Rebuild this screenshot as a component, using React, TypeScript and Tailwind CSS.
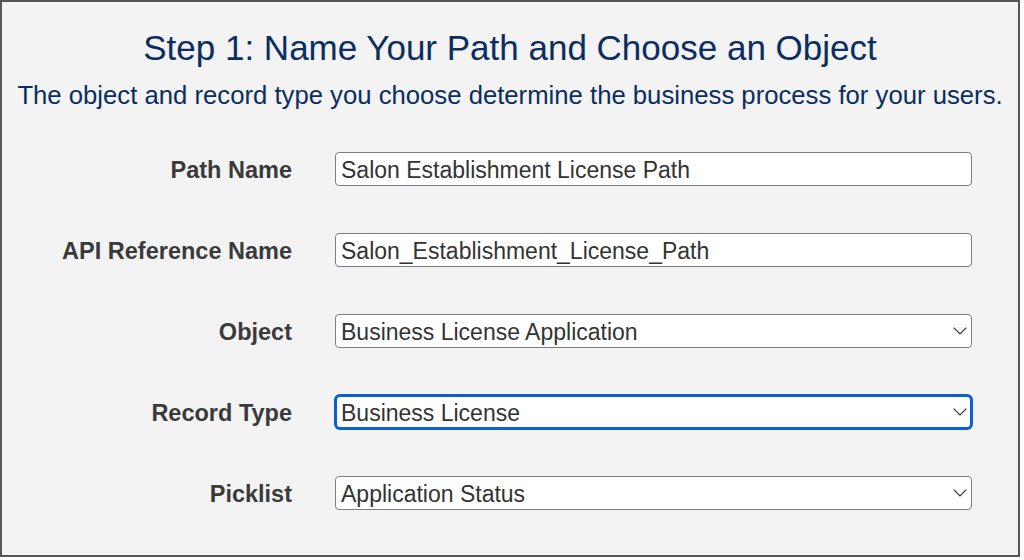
const fields = [
  { label: "Path Name", value: "Salon Establishment License Path", kind: "input" },
  { label: "API Reference Name", value: "Salon_Establishment_License_Path", kind: "input" },
  { label: "Object", value: "Business License Application", kind: "select" },
  { label: "Record Type", value: "Business License", kind: "select", focused: true },
  { label: "Picklist", value: "Application Status", kind: "select" },
];

export default function App() {
  return (
    <div className="h-[560px] w-[1024px] bg-white font-['Liberation_Sans',Arial,sans-serif]">
      <div className="flex h-[557px] w-[1020px] flex-col border-2 border-[#555555] bg-[#f3f3f3]">
        {/* Header */}
        <h1 className="mt-[26px] text-center text-[35px] leading-[40px] text-[#0b2d61]">
          Step 1: Name Your Path and Choose an Object
        </h1>
        <p className="mt-[13px] text-center text-[25.7px] leading-[28px] text-[#0b2d61]">
          The object and record type you choose determine the business process for your users.
        </p>

        {/* Form */}
        <div className="mt-[43px] flex flex-col gap-[47px]">
          {fields.map((f) => (
            <div key={f.label} className="flex h-[34px] items-center">
              <label className="w-[290px] pt-[3px] text-right text-[23.5px] leading-none font-bold text-[#3a3a3a]">
                {f.label}
              </label>
              <div
                className={`relative ml-[43px] flex h-[34px] w-[637px] items-center bg-white text-[23px] leading-none text-[#333333] ${
                  f.focused
                    ? "rounded-[5px] border-2 border-[#0b5fd6] px-[4px] ring-1 ring-[#0b5fd6]"
                    : "rounded-[4px] border border-[#7d7d7d] px-[5px]"
                }`}
              >
                <span className="pt-[2px]">{f.value}</span>
                {f.kind === "select" && (
                  <svg
                    className={`absolute ${f.focused ? "right-[3px]" : "right-[4px]"}`}
                    width="14"
                    height="8"
                    viewBox="0 0 14 8"
                    fill="none"
                  >
                    <polyline
                      points="0.7,0.7 7,7 13.3,0.7"
                      stroke="#333333"
                      strokeWidth="1.2"
                    />
                  </svg>
                )}
              </div>
            </div>
          ))}
        </div>
      </div>
    </div>
  );
}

□ □ □

=== DESCRIPTION OF THE TASK ===
From start to finish, output the listing exactly, but omit its pictures.

=== ANSWER BELOW ===
Rebuild this screenshot as a component, using React, TypeScript and Tailwind CSS.
const fields = [
  { label: "Path Name", value: "Salon Establishment License Path", kind: "input" },
  { label: "API Reference Name", value: "Salon_Establishment_License_Path", kind: "input" },
  { label: "Object", value: "Business License Application", kind: "select" },
  { label: "Record Type", value: "Business License", kind: "select", focused: true },
  { label: "Picklist", value: "Application Status", kind: "select" },
];

export default function App() {
  return (
    <div className="h-[560px] w-[1024px] bg-white font-['Liberation_Sans',Arial,sans-serif]">
      <div className="flex h-[557px] w-[1020px] flex-col border-2 border-[#555555] bg-[#f3f3f3]">
        {/* Header */}
        <h1 className="mt-[26px] text-center text-[35px] leading-[40px] text-[#0b2d61]">
          Step 1: Name Your Path and Choose an Object
        </h1>
        <p className="mt-[13px] text-center text-[25.7px] leading-[28px] text-[#0b2d61]">
          The object and record type you choose determine the business process for your users.
        </p>

        {/* Form */}
        <div className="mt-[43px] flex flex-col gap-[47px]">
          {fields.map((f) => (
            <div key={f.label} className="flex h-[34px] items-center">
              <label className="w-[290px] pt-[3px] text-right text-[23.5px] leading-none font-bold text-[#3a3a3a]">
                {f.label}
              </label>
              <div
                className={`relative ml-[43px] flex h-[34px] w-[637px] items-center bg-white text-[23px] leading-none text-[#333333] ${
                  f.focused
                    ? "rounded-[5px] border-2 border-[#0b5fd6] px-[4px] ring-1 ring-[#0b5fd6]"
                    : "rounded-[4px] border border-[#7d7d7d] px-[5px]"
                }`}
              >
                <span className="pt-[2px]">{f.value}</span>
                {f.kind === "select" && (
                  <svg
                    className={`absolute ${f.focused ? "right-[3px]" : "right-[4px]"}`}
                    width="14"
                    height="8"
                    viewBox="0 0 14 8"
                    fill="none"
                  >
                    <polyline
                      points="0.7,0.7 7,7 13.3,0.7"
                      stroke="#333333"
                      strokeWidth="1.2"
                    />
                  </svg>
                )}
              </div>
            </div>
          ))}
        </div>
      </div>
    </div>
  );
}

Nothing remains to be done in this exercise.